▶ _Exercise prompt_
Read the listing and extract each line that includes the word "styles".

▶ _Available data_
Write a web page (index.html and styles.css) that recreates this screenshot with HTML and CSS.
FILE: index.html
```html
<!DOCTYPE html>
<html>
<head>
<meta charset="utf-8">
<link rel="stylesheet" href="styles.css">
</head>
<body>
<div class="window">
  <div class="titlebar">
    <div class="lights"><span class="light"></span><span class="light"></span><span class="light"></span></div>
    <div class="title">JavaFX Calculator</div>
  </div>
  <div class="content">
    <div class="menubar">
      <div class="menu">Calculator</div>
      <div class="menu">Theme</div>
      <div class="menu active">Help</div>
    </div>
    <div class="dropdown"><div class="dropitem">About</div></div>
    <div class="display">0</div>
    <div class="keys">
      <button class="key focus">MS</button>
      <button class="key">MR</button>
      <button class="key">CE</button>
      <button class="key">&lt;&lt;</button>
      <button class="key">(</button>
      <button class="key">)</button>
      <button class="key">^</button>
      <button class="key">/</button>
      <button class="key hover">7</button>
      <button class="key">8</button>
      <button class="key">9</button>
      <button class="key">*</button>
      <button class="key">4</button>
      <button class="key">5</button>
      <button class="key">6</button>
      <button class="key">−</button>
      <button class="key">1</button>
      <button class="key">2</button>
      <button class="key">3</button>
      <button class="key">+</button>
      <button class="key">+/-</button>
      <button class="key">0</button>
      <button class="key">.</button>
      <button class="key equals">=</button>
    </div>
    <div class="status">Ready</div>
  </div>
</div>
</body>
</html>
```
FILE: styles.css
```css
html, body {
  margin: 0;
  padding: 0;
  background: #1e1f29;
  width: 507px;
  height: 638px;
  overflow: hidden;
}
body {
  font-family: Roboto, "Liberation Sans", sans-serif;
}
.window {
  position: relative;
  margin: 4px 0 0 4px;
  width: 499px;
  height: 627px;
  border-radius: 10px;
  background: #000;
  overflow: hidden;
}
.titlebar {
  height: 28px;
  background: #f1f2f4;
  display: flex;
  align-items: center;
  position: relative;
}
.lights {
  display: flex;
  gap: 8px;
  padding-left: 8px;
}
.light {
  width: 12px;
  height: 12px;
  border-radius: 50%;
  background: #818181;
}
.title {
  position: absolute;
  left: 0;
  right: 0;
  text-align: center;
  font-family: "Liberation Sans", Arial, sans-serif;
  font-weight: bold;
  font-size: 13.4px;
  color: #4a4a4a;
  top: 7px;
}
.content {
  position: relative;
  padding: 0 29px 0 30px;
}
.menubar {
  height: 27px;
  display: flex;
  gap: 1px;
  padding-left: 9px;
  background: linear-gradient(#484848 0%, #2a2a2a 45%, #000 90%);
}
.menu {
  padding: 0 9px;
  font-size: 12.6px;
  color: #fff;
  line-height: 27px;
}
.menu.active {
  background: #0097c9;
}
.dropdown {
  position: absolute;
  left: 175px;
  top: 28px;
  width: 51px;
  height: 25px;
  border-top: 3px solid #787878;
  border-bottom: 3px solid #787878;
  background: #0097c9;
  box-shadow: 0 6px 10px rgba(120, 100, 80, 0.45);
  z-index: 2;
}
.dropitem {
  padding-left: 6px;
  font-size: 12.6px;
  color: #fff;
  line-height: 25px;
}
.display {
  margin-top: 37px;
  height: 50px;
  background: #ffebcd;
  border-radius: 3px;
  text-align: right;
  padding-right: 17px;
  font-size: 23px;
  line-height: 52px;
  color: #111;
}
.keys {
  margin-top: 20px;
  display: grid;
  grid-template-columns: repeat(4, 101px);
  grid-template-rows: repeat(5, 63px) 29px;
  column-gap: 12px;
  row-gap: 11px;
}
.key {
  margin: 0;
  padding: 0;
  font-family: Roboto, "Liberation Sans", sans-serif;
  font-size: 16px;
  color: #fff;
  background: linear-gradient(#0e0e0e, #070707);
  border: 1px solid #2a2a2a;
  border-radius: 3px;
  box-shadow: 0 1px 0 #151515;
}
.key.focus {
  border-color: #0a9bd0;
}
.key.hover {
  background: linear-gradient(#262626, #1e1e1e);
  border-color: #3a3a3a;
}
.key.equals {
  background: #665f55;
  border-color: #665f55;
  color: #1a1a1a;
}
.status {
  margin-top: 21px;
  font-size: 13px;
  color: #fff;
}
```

---

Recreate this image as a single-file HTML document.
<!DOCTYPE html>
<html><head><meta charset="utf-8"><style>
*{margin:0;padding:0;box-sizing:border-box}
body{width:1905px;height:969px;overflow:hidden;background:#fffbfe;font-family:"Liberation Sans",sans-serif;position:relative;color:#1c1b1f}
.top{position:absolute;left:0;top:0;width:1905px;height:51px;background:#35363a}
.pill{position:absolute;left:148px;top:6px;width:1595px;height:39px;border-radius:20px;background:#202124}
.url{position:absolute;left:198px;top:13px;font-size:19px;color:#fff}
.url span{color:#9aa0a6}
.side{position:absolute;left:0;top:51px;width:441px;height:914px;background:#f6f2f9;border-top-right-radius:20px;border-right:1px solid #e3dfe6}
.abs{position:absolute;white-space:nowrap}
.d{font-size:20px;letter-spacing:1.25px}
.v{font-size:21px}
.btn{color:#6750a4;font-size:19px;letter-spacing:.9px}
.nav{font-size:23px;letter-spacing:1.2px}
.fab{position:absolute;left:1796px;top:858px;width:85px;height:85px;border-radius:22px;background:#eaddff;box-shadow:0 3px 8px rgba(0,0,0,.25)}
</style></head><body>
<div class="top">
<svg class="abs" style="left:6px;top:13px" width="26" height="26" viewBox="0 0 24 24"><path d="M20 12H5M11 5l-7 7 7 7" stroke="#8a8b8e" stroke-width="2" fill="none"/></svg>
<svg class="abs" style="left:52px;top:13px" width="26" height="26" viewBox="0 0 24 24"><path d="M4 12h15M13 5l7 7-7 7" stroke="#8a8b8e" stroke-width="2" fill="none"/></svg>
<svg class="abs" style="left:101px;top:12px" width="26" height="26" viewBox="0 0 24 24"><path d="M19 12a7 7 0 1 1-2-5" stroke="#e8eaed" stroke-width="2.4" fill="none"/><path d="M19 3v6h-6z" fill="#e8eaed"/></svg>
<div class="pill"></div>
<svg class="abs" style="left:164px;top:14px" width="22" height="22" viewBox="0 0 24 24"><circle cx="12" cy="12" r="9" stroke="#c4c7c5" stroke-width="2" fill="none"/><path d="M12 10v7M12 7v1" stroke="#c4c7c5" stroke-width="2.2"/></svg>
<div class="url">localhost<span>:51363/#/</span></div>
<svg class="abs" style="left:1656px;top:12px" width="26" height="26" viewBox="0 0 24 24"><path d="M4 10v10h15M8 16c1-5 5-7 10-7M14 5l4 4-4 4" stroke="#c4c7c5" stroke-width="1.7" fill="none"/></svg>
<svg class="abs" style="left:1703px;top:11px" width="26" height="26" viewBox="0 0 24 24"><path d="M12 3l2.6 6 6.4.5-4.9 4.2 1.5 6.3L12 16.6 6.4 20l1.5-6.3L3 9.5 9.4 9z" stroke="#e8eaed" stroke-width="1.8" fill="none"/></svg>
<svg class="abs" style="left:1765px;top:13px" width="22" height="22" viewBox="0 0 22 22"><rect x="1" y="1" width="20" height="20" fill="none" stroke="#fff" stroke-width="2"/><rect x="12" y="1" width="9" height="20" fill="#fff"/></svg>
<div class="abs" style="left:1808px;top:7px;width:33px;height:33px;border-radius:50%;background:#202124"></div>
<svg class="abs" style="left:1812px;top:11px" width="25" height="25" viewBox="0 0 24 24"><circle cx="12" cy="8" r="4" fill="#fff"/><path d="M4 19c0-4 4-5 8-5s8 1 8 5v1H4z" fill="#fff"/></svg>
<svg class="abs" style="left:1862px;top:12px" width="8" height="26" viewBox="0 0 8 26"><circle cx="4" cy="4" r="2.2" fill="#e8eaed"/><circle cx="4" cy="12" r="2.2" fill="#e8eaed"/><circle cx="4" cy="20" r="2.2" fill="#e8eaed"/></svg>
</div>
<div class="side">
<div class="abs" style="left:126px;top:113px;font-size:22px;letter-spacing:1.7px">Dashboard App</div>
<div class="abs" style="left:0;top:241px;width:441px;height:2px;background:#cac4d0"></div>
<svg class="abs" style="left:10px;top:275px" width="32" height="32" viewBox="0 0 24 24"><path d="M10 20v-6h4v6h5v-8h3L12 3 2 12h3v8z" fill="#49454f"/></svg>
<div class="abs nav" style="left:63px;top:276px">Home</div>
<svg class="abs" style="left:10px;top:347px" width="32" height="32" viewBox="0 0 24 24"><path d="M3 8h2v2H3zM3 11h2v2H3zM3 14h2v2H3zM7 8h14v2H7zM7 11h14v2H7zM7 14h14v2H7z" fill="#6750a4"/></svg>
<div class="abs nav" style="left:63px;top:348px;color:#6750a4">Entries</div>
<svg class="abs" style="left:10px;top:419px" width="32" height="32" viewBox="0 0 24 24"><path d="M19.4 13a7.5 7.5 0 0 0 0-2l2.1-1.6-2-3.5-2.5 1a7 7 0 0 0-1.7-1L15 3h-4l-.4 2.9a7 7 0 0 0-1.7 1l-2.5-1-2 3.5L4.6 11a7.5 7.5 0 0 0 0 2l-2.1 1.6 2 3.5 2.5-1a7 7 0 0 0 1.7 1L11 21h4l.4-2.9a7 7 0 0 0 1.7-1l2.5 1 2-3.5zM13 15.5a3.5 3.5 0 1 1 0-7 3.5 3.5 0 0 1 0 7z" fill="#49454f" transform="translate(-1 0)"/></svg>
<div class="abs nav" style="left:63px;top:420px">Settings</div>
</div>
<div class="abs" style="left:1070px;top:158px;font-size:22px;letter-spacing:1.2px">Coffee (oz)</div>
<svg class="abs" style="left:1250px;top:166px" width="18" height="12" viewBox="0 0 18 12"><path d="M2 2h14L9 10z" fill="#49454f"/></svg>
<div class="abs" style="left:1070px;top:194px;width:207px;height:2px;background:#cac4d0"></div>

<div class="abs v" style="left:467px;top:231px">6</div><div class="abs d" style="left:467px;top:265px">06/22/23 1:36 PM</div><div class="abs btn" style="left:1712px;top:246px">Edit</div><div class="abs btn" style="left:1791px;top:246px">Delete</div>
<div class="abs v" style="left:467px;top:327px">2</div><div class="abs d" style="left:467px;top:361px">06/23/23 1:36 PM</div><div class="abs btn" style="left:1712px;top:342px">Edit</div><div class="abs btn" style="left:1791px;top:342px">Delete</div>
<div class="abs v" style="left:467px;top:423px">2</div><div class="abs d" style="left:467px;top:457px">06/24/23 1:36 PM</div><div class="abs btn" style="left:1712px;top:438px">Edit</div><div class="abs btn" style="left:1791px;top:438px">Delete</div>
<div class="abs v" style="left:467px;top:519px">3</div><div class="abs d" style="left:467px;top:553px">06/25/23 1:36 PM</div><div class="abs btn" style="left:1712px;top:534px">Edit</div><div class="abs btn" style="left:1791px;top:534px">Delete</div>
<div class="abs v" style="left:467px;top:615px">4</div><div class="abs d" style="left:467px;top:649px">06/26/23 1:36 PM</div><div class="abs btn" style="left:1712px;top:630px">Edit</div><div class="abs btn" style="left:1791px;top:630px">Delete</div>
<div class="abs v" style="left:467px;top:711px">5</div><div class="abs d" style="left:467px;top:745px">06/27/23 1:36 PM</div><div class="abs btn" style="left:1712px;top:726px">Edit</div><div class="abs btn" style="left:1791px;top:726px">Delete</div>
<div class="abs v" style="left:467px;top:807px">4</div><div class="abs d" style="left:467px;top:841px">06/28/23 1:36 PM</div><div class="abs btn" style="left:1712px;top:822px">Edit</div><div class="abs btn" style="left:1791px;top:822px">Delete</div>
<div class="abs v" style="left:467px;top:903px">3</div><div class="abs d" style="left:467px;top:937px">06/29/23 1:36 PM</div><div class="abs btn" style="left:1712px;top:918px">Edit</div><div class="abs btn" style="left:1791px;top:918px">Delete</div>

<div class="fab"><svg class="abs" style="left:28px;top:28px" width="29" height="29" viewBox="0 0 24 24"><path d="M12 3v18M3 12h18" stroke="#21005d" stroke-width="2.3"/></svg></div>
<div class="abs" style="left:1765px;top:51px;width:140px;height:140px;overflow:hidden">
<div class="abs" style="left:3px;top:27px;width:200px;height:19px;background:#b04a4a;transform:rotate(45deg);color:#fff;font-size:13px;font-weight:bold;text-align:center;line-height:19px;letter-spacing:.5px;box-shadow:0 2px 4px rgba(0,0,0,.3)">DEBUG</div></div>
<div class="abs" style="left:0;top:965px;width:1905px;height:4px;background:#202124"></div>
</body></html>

▶ _Response below_
Write a web page (index.html and styles.css) that recreates this screenshot with HTML and CSS.
<link rel="stylesheet" href="styles.css">
FILE: styles.css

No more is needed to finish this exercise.